--- Instruction ---
Quote every line of the data below as it stands, omitting pictures.
***
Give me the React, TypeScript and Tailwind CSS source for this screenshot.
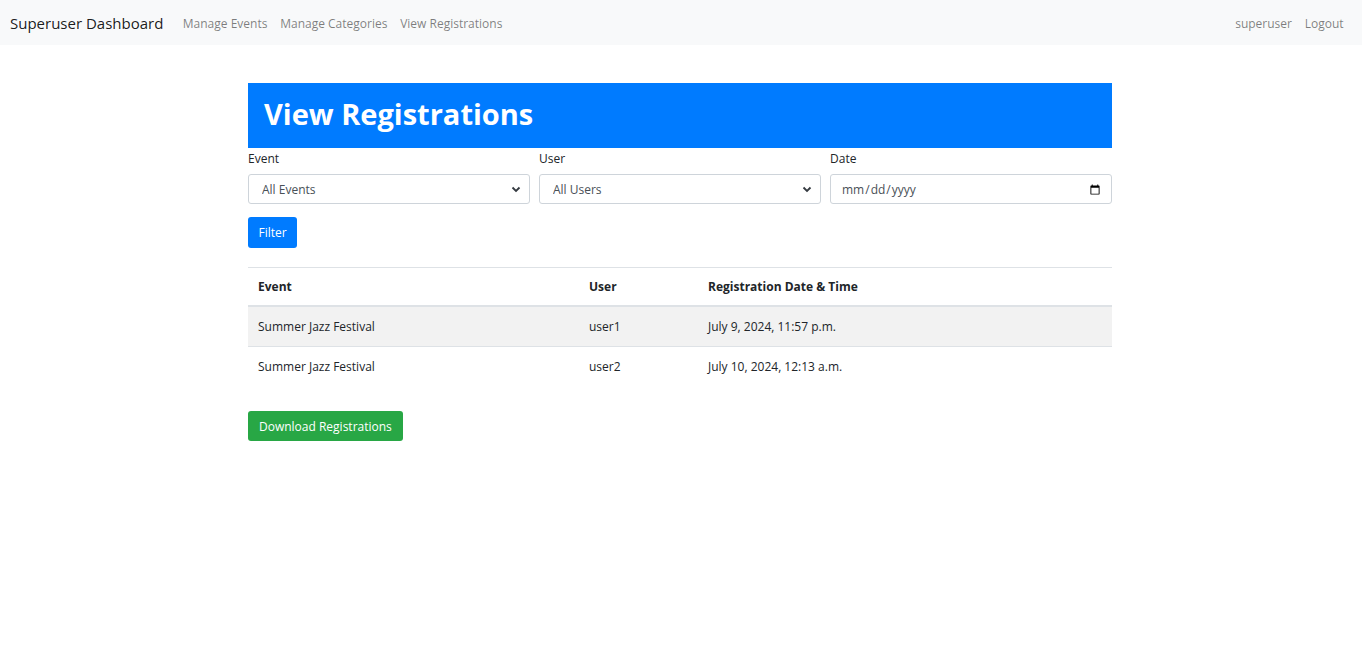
import React from "react";

const font = { fontFamily: '"Segoe UI", "Open Sans", "Liberation Sans", sans-serif' };

function Chevron() {
  return (
    <svg width="10" height="10" viewBox="0 0 10 10" className="absolute right-[9px] top-1/2 -translate-y-1/2">
      <path d="M1.5 3.5 L5 7 L8.5 3.5" fill="none" stroke="#343a40" strokeWidth="1.8" />
    </svg>
  );
}

export default function App() {
  return (
    <div className="min-h-[666px] bg-white text-[#212529] text-[12px]" style={font}>
      <nav className="h-[45px] bg-[#f8f9fa] flex items-center pl-[10px] pr-[12px] pt-[2px]">
        <span className="text-[15px] text-black/90 mr-[13px]">Superuser Dashboard</span>
        <a className="px-[6.4px] text-black/50">Manage Events</a>
        <a className="px-[6.4px] text-black/50">Manage Categories</a>
        <a className="px-[6.4px] text-black/50">View Registrations</a>
        <div className="ml-auto flex">
          <a className="px-[6.4px] text-black/50">superuser</a>
          <a className="px-[6.4px] text-black/50">Logout</a>
        </div>
      </nav>

      <div className="w-[866px] pr-[2px] mx-auto mt-[38px]">
        <div className="h-[65px] bg-[#007bff] flex items-center px-[16px] pb-[4px]">
          <h1 className="text-white text-[29px] font-bold leading-none">View Registrations</h1>
        </div>

        <div className="grid grid-cols-3 gap-x-[9px]">
          <div>
            <label className="block leading-[19.2px] mb-[5.4px] mt-[1px]">Event</label>
            <div className="relative">
              <select className="appearance-none w-full h-[30px] border border-[#ced4da] rounded-[3px] pl-[13px] pr-[24px] pt-[2px] text-[12px] text-[#495057] bg-white" style={font}>
                <option>All Events</option>
              </select>
              <Chevron />
            </div>
          </div>
          <div>
            <label className="block leading-[19.2px] mb-[5.4px] mt-[1px]">User</label>
            <div className="relative">
              <select className="appearance-none w-full h-[30px] border border-[#ced4da] rounded-[3px] pl-[13px] pr-[24px] pt-[2px] text-[12px] text-[#495057] bg-white" style={font}>
                <option>All Users</option>
              </select>
              <Chevron />
            </div>
          </div>
          <div>
            <label className="block leading-[19.2px] mb-[5.4px] mt-[1px]">Date</label>
            <input type="date" className="w-full h-[30px] border border-[#ced4da] rounded-[3px] pl-[10px] pr-[8px] pt-[2px] text-[12px] text-[#495057] bg-white" style={font} />
          </div>
        </div>

        <button className="mt-[13px] h-[31px] px-[10.5px] pt-[2px] rounded-[3px] bg-[#007bff] text-white text-[12px]">Filter</button>

        <table className="w-full mt-[19px] border-collapse">
          <thead>
            <tr className="border-t border-[#dee2e6]">
              <th className="w-[331px] h-[39px] px-[10px] pt-[2px] text-left font-bold">Event</th>
              <th className="w-[119px] px-[10px] pt-[2px] text-left font-bold">User</th>
              <th className="px-[10px] pt-[2px] text-left font-bold">Registration Date &amp; Time</th>
            </tr>
          </thead>
          <tbody>
            <tr className="bg-[#f2f2f2] border-t-[2px] border-[#dee2e6]">
              <td className="h-[40px] px-[10px] pt-[2px]">Summer Jazz Festival</td>
              <td className="px-[10px] pt-[2px]">user1</td>
              <td className="px-[10px] pt-[2px]">July 9, 2024, 11:57 p.m.</td>
            </tr>
            <tr className="border-t border-[#dee2e6]">
              <td className="h-[40px] px-[10px] pt-[2px]">Summer Jazz Festival</td>
              <td className="px-[10px] pt-[2px]">user2</td>
              <td className="px-[10px] pt-[2px]">July 10, 2024, 12:13 a.m.</td>
            </tr>
          </tbody>
        </table>

        <button className="mt-[25px] h-[30px] px-[11px] pt-[2px] rounded-[3px] bg-[#28a745] text-white text-[12px]">Download Registrations</button>
      </div>
    </div>
  );
}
***
--- Final result ---
Give me the React, TypeScript and Tailwind CSS source for this screenshot.
import React from "react";

const font = { fontFamily: '"Segoe UI", "Open Sans", "Liberation Sans", sans-serif' };

function Chevron() {
  return (
    <svg width="10" height="10" viewBox="0 0 10 10" className="absolute right-[9px] top-1/2 -translate-y-1/2">
      <path d="M1.5 3.5 L5 7 L8.5 3.5" fill="none" stroke="#343a40" strokeWidth="1.8" />
    </svg>
  );
}

export default function App() {
  return (
    <div className="min-h-[666px] bg-white text-[#212529] text-[12px]" style={font}>
      <nav className="h-[45px] bg-[#f8f9fa] flex items-center pl-[10px] pr-[12px] pt-[2px]">
        <span className="text-[15px] text-black/90 mr-[13px]">Superuser Dashboard</span>
        <a className="px-[6.4px] text-black/50">Manage Events</a>
        <a className="px-[6.4px] text-black/50">Manage Categories</a>
        <a className="px-[6.4px] text-black/50">View Registrations</a>
        <div className="ml-auto flex">
          <a className="px-[6.4px] text-black/50">superuser</a>
          <a className="px-[6.4px] text-black/50">Logout</a>
        </div>
      </nav>

      <div className="w-[866px] pr-[2px] mx-auto mt-[38px]">
        <div className="h-[65px] bg-[#007bff] flex items-center px-[16px] pb-[4px]">
          <h1 className="text-white text-[29px] font-bold leading-none">View Registrations</h1>
        </div>

        <div className="grid grid-cols-3 gap-x-[9px]">
          <div>
            <label className="block leading-[19.2px] mb-[5.4px] mt-[1px]">Event</label>
            <div className="relative">
              <select className="appearance-none w-full h-[30px] border border-[#ced4da] rounded-[3px] pl-[13px] pr-[24px] pt-[2px] text-[12px] text-[#495057] bg-white" style={font}>
                <option>All Events</option>
              </select>
              <Chevron />
            </div>
          </div>
          <div>
            <label className="block leading-[19.2px] mb-[5.4px] mt-[1px]">User</label>
            <div className="relative">
              <select className="appearance-none w-full h-[30px] border border-[#ced4da] rounded-[3px] pl-[13px] pr-[24px] pt-[2px] text-[12px] text-[#495057] bg-white" style={font}>
                <option>All Users</option>
              </select>
              <Chevron />
            </div>
          </div>
          <div>
            <label className="block leading-[19.2px] mb-[5.4px] mt-[1px]">Date</label>
            <input type="date" className="w-full h-[30px] border border-[#ced4da] rounded-[3px] pl-[10px] pr-[8px] pt-[2px] text-[12px] text-[#495057] bg-white" style={font} />
          </div>
        </div>

        <button className="mt-[13px] h-[31px] px-[10.5px] pt-[2px] rounded-[3px] bg-[#007bff] text-white text-[12px]">Filter</button>

        <table className="w-full mt-[19px] border-collapse">
          <thead>
            <tr className="border-t border-[#dee2e6]">
              <th className="w-[331px] h-[39px] px-[10px] pt-[2px] text-left font-bold">Event</th>
              <th className="w-[119px] px-[10px] pt-[2px] text-left font-bold">User</th>
              <th className="px-[10px] pt-[2px] text-left font-bold">Registration Date &amp; Time</th>
            </tr>
          </thead>
          <tbody>
            <tr className="bg-[#f2f2f2] border-t-[2px] border-[#dee2e6]">
              <td className="h-[40px] px-[10px] pt-[2px]">Summer Jazz Festival</td>
              <td className="px-[10px] pt-[2px]">user1</td>
              <td className="px-[10px] pt-[2px]">July 9, 2024, 11:57 p.m.</td>
            </tr>
            <tr className="border-t border-[#dee2e6]">
              <td className="h-[40px] px-[10px] pt-[2px]">Summer Jazz Festival</td>
              <td className="px-[10px] pt-[2px]">user2</td>
              <td className="px-[10px] pt-[2px]">July 10, 2024, 12:13 a.m.</td>
            </tr>
          </tbody>
        </table>

        <button className="mt-[25px] h-[30px] px-[11px] pt-[2px] rounded-[3px] bg-[#28a745] text-white text-[12px]">Download Registrations</button>
      </div>
    </div>
  );
}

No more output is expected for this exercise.